Debates over sentencing ‘aren’t the property of lawyers and the Law Society’, he says. ‘It is important that the integrity of the sentencing process is being protected, but you can’t just assume that the sentencing process will stand still.’ Mr Keogh also points out that victim statements have largely been ineffective. ‘If you spend a day at the Crown Court, you would be hard pressed to hear one even being read out,’ he says.


How the advocate would be funded is also unclear – Ms Harman indicated when launching the consultation that it may not be another demand on the already overspent legal aid fund.

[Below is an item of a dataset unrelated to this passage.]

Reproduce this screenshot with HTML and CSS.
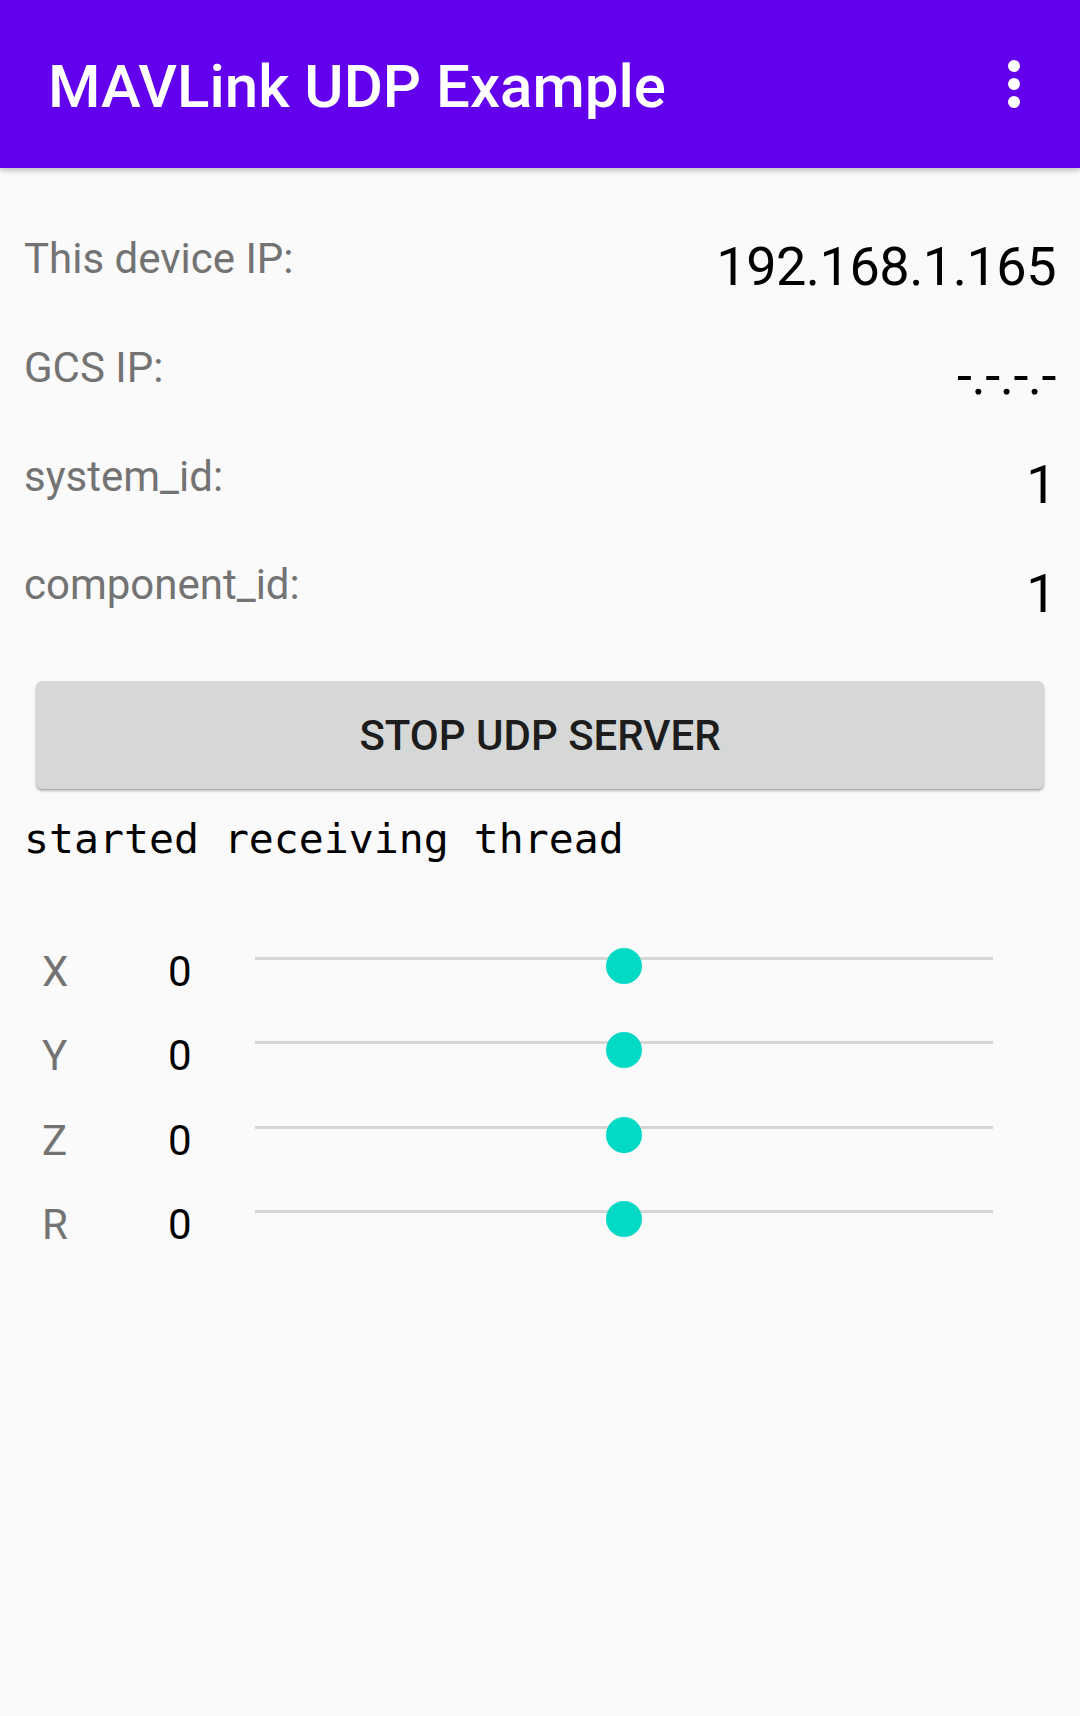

Many lawyers are understandably surprised to see the Lord Chancellor so ready to reach into the coffers as he is implementing another series of legal aid cuts announced in July.


‘It’s ironic that the government is prepared to pay an advocate to argue on behalf of victims when the Lord Chancellor is saying that he is £130 million in the red,’ comments Sophie Shotton, a barrister at 15 New Bridge Street, London, who is on the Bar Council and is also its representative on the Criminal Bar Association committee. ‘How can they find the money for that, and yet they aren’t able to remunerate counsel properly?’


She does not see the need for a victim’s advocate because ‘if a prosecution is conducted properly and the police prepare the case properly’, they will take a victim statement. ‘So the judge will know the impact the crime has had, and prosecuting counsel can also tell the judge what the impact has been,’ the barrister continues. ‘I don’t see any need to employ yet another barrister to come to court to do that.’


Ged Hale, a senior partner at south Yorkshire criminal defence specialist GV Hale & Co, says the courts have managed ‘since time immemorial’ without victim advocates. ‘But if it is now seen to be politically correct, then so be it,’ he says. ‘It isn’t going to sway a judge one jot.’


He is also bemused that legal aid could be pumped into a new post at a time when the legal aid system is ‘in crisis’. He says: ‘If anyone needs a victim’s advocate at the moment, it is solicitors who have been “victims” of the government’s cuts over the years.’